28.8.06

Secção infantil #15

Taking candy from a baby
(The Sunday Times August 27, 2006) Jill Greenberg made these children cry by confiscating their sweets, then photo graphed their reactions. Did she go too far in the name of art? By Christopher Goodwin

How do you feel when you see a baby crying? Concerned? Troubled? Sympathetic? Well, how would you feel if you found out that the baby had been deliberately provoked to tears for the sake of “art”. The photographer Jill Greenberg intended her images of sobbing babies to be a metaphorical commentary on what she sees as the evils of the Bush administration and the dangerous influence of the evangelical religious right. But soon after her series End Times was exhibited in LA, Greenberg had a rude awakening. Rather than seeing the metaphor, people accused her of abusing the children, one of whom is her own daughter. A furious campaign was launched against Greenberg, spearheaded by an internet blogger, Andrew Peterson, a San Francisco investment adviser who has four young children. His initial blog read: “Jill Greenberg is a sick woman who should be arrested and charged with child abuse.” He went on: “She is taking babies, toddlers under three years old, stripping them of their clothes and then provoking them to various states of emotional distress, anger, rage, etc, so that she can then take photos of them this way to ‘illustrate her personal beliefs’. We should all be outraged by this horrible woman.”

Peterson’s attack precipitated an angry tirade: hundreds of internet postings, calls to Greenberg’s studio, and abusive e-mails. The exhibition’s website took 60,000 hits a day. And when American Photo magazine ran an interview with Greenberg and some of her pictures, the response was greater than for any story the magazine had covered since the 9/11 attacks. “I was just astounded to see hundreds of e-mails and letters pouring in. People are really furious,” said David Schonauer, the magazine’s editor-in-chief.



Sitting in her LA studio, Greenberg, 39, says: “I didn’t do this work for shock value. It hurt my feelings to be called a child abuser because I am the mother of two young children. I was trying to make images that made you feel something, because we are so inundated with images in our culture that oftentimes people don’t feel anything.”

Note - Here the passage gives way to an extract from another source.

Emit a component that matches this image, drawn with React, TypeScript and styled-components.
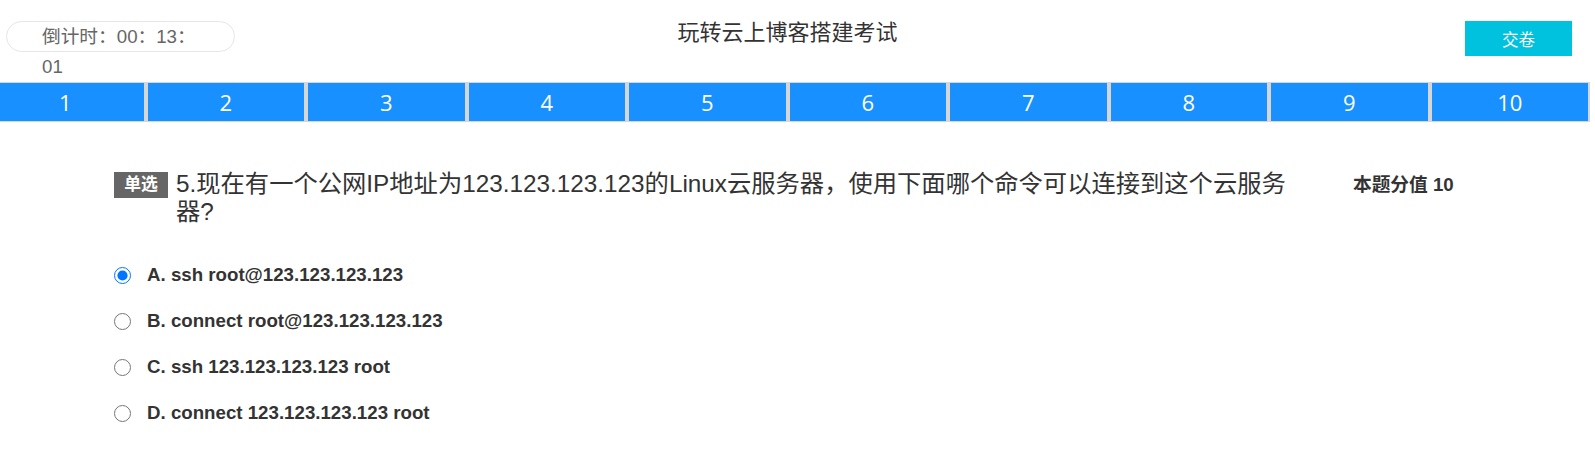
import styled, { createGlobalStyle } from 'styled-components'

const GlobalStyle = createGlobalStyle`
  html, body {
    margin: 0;
    padding: 0;
    background: #fff;
    overflow-x: hidden;
  }
  body {
    font-family: "Liberation Sans", "Noto Sans CJK SC", sans-serif;
    color: #333;
  }
  * {
    box-sizing: border-box;
  }
`

const Page = styled.div`
  width: 1605px;
  margin-left: -15px;
`

const Header = styled.header`
  display: grid;
  grid-template-columns: 1fr auto 1fr;
  align-items: start;
  height: 82px;
  padding-top: 21px;
`

const Timer = styled.div`
  justify-self: start;
  margin-left: 21px;
  width: 229px;
  height: 31px;
  padding: 0 35px;
  border: 1px solid #e6e6e6;
  border-radius: 16px;
  font-size: 18.7px;
  line-height: 30px;
  color: #666;
`

const Title = styled.h1`
  margin: 0;
  font-size: 22px;
  font-weight: normal;
  line-height: 24px;
  color: #333;
`

const SubmitButton = styled.button`
  justify-self: end;
  margin-right: 18px;
  width: 107px;
  height: 35px;
  border: none;
  background: #00c1de;
  color: #fff;
  font-family: "Liberation Sans", "Noto Sans CJK SC", sans-serif;
  font-size: 16.5px;
  cursor: pointer;
`

const Tabs = styled.nav`
  display: flex;
  height: 40px;
`

const Tab = styled.div`
  flex: 1;
  display: flex;
  align-items: center;
  justify-content: center;
  background: #1890ff;
  border: 1px solid #d6d6d6;
  border-width: 1px 2px;
  color: #fff;
  font-family: "Open Sans", "Liberation Sans", sans-serif;
  font-size: 22px;
`

const Question = styled.section`
  padding: 50px 0 0 129px;
`

const QuestionRow = styled.div`
  display: flex;
  align-items: flex-start;
`

const Badge = styled.span`
  flex-shrink: 0;
  width: 54px;
  height: 26px;
  line-height: 26px;
  background: #666;
  color: #fff;
  font-size: 16.8px;
  font-weight: bold;
  text-align: center;
`

const QuestionText = styled.p`
  margin: -2px 0 0 8px;
  width: 1120px;
  font-size: 24.3px;
  line-height: 28px;
  color: #333;
`

const Score = styled.span`
  flex-shrink: 0;
  margin-left: 57px;
  font-size: 18.7px;
  font-weight: bold;
  line-height: 26px;
  color: #333;
`

const Options = styled.ul`
  list-style: none;
  margin: 26px 0 0;
  padding: 0;
`

const Option = styled.li`
  display: flex;
  align-items: center;
  height: 46px;
`

const Radio = styled.input`
  width: 17px;
  height: 17px;
  margin: 0 16px 0 0;
`

const OptionLabel = styled.label`
  font-size: 18.7px;
  font-weight: bold;
  color: #333;
`

const options = [
  { key: 'A', text: 'ssh root@123.123.123.123' },
  { key: 'B', text: 'connect root@123.123.123.123' },
  { key: 'C', text: 'ssh 123.123.123.123 root' },
  { key: 'D', text: 'connect 123.123.123.123 root' },
]

const App = () => {
  return (
    <Page>
      <GlobalStyle />
      <Header>
        <Timer>倒计时：00：13：01</Timer>
        <Title>玩转云上博客搭建考试</Title>
        <SubmitButton>交卷</SubmitButton>
      </Header>
      <Tabs>
        {Array.from({ length: 10 }, (_, i) => (
          <Tab key={i}>{i + 1}</Tab>
        ))}
      </Tabs>
      <Question>
        <QuestionRow>
          <Badge>单选</Badge>
          <QuestionText>
            5.现在有一个公网IP地址为123.123.123.123的Linux云服务器，使用下面哪个命令可以连接到这个云服务器?
          </QuestionText>
          <Score>本题分值 10</Score>
        </QuestionRow>
        <Options>
          {options.map((o) => (
            <Option key={o.key}>
              <Radio
                type="radio"
                name="answer"
                id={`opt-${o.key}`}
                defaultChecked={o.key === 'A'}
              />
              <OptionLabel htmlFor={`opt-${o.key}`}>
                {o.key}. {o.text}
              </OptionLabel>
            </Option>
          ))}
        </Options>
      </Question>
    </Page>
  )
}

export default App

Greenberg is one of the most successful commercial photographers in the US, having worked on campaigns for Microsoft and Procter & Gamble, and photographed celebrities such as David Bowie and Clint Eastwood. Seeking an idea for a new series of images, she happened to be photographing a young boy when he started crying. “The image was really powerful,” she says. “He was so upset, but he was crying for no reason. I decided to call the picture Four More Years because that was right after Bush’s re-inauguration in January 2005. I thought it would be interesting to do a series of powerful images that had these political titles.” Greenberg called child-model agencies and started jotting down titles for the images of the babies crying: Torture, Armageddon, and Shock and Awe. She says the model agencies and the parents of the young children were told exactly what she was planning to do, and were aware of the political message intended for the images. The process of provoking the babies to tears was simple. The children were given lollipops, then the mothers took the lollipops away, or left the room briefly. Gina Ramsey, the mother of Megan, who was two at the time and is featured in the photograph titled Torture, says: “Jill just made us real comfortable. She said any time we wanted to stop, or if there was an issue, to let her know. She did stop at one point and I went to comfort Megan. But I was the one holding the lollipop! And as soon as Megan got the lollipop back she was just fine and it was over.” Ramsey dismisses suggestions that the children were abused or damaged by the very brief experience. “Megan’s seen the pictures,” says Ramsey. “She was at the gallery opening. She goes, ‘You took my lollipop away!’ And I say, ‘Yes, and then what happened?’, and she says, ‘I got it back!’, and she’ll laugh about it.”

Greenberg is appalled that some people even saw a sexual context to the pictures. “It didn’t even occur to me that people might think that. A lot of the people who’ve been upset are men. I don’t know if it’s because they project their own desires on these images and they don’t know what to do with them and blame me.” So what’s next? Photographs of bears, she says. “I think bears can represent all the anger and scariness out there”.